Sunday, August 16, 2009

The Cost of Progress

It's time for Kate's Sunday pulpit experience. It seems funny that I'd get this of all days to blog, since I tend towards the pontification when I write. *shrugs* Oh, well, it's just part of my charm, I guess. Hehehee

Now, as the title of this blog suggests, I'm going to talk about progress...not technology, not social, not even political...but more of an emotional as tied to the craft of writing.

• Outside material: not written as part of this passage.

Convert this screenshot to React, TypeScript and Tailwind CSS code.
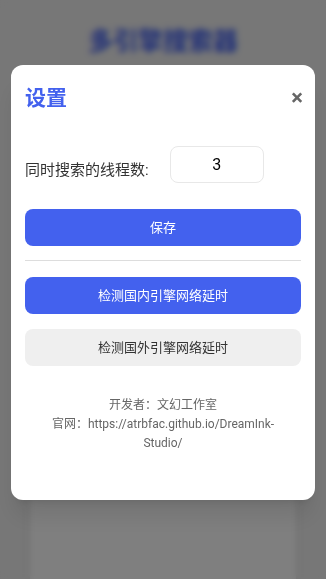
import { useState } from "react"

const font = { fontFamily: 'Roboto, "Noto Sans CJK SC", sans-serif' }

export default function App() {
  const [threads, setThreads] = useState("3")

  return (
    <div className="relative h-[579px] w-[326px] overflow-hidden bg-[#eeeeee]" style={font}>
      {/* page behind the dialog */}
      <div className="flex flex-col items-center px-[30px] pt-[26px]">
        <h1 className="text-[25px] font-bold leading-[32px] text-[#4361ee]">多引擎搜索器</h1>
        <div className="mt-[20px] h-[600px] w-full rounded-xl bg-white shadow-md" />
      </div>

      {/* overlay */}
      <div className="absolute inset-0 flex justify-center bg-black/50 pt-[65px] backdrop-blur-[3px]">
        <div className="h-fit w-[304px] rounded-[12px] bg-white px-[14px] pb-[47px] pt-[19px] shadow-xl">
          <div className="flex items-center justify-between">
            <h2 className="text-[21px] font-bold leading-[28px] text-[#4361ee]">设置</h2>
            <button className="mr-[-2px] text-[22px] font-bold leading-[28px] text-[#666666]">×</button>
          </div>

          <div className="mt-[34px] flex items-end">
            <label className="pb-[2px] text-[15px] leading-[22px] text-[#333333]">同时搜索的线程数:</label>
            <input
              value={threads}
              onChange={(e) => setThreads(e.target.value)}
              className="ml-[21px] h-[37px] w-[94px] rounded-[8px] border border-[#e8e8e8] text-center text-[16px] text-black outline-none"
            />
          </div>

          <button className="mt-[26px] h-[37px] w-full rounded-[8px] bg-[#4361ee] text-[13px] text-white">保存</button>

          <div className="my-[14px] h-px bg-[#dddddd]" />

          <button className="mt-[2px] h-[37px] w-full rounded-[8px] bg-[#4361ee] text-[13px] text-white">
            检测国内引擎网络延时
          </button>
          <button className="mt-[15px] h-[37px] w-full rounded-[8px] bg-[#efefef] text-[13px] text-[#333333]">
            检测国外引擎网络延时
          </button>

          <div className="mt-[30px] px-[10px] text-center text-[12px] leading-[19px] text-[#666666]">
            <p>开发者：文幻工作室</p>
            <p>官网：https://atrbfac.github.io/DreamInk-Studio/</p>
          </div>
        </div>
      </div>
    </div>
  )
}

Progress for writers can come in many shapes, sizes and forms. You can be progressing in your craft by improving on the scope of your themes, improving on grammar or syntax. You might even make progress on developing more three-dimensional characters. Your progress might mean slogging through a WIP that seems to be taking you forever to write, or it might mean knocking out a few novellas in a couple of months time. For me, it means finally seeing the light of day after a month of being bombarded by the "house cleaning" portion of the writer's life. That's the galleys, the edits, the submissions that writers must do to get to publication but is not involved in creating something knew. I'm talking a no first-draft zone here. And I'm Jonesing.

As a result of this, I think my brain is fried. I stare at my screen, cursor blinking and I'm like...Writing...what's that? I have no idea what to put on the page or how to start it. It's almost like the words have dried up. But they haven't...they're just having a hard time getting past the bottleneck in my brainstem.

For me, the cost of progress is draining. I'm run down and feel like I'm in desperate need of another month of nothing but staring off into space and not interacting with my own work. However, that's not even possible at this juncture since I have deadlines coming out my ears and books still unwritten that need me. I'm not in a position to not work on things. But maybe after the last galley is put away, I'll take an afternoon or two off to do something different. Like take my laptop to my local library and sit there and write for a while. THe only problem with that is leaving the thing for a pee break. I'd had to put it all away only to have to take it all out again. *sigh*

Anyhoo. I have to bolt. I have a book to start and one to finish.

Until next week, my Wicked Thorn and Roses,



Sierra Wolfe said...

I know exactly what you mean. After so long of not writing, it really is hard to get back to it. You feel drained, or at least I do. Hope the muses are kind to you soon. Good luck!

Mark Alders said...

I write in fits and starts. I think that's the life of a writer!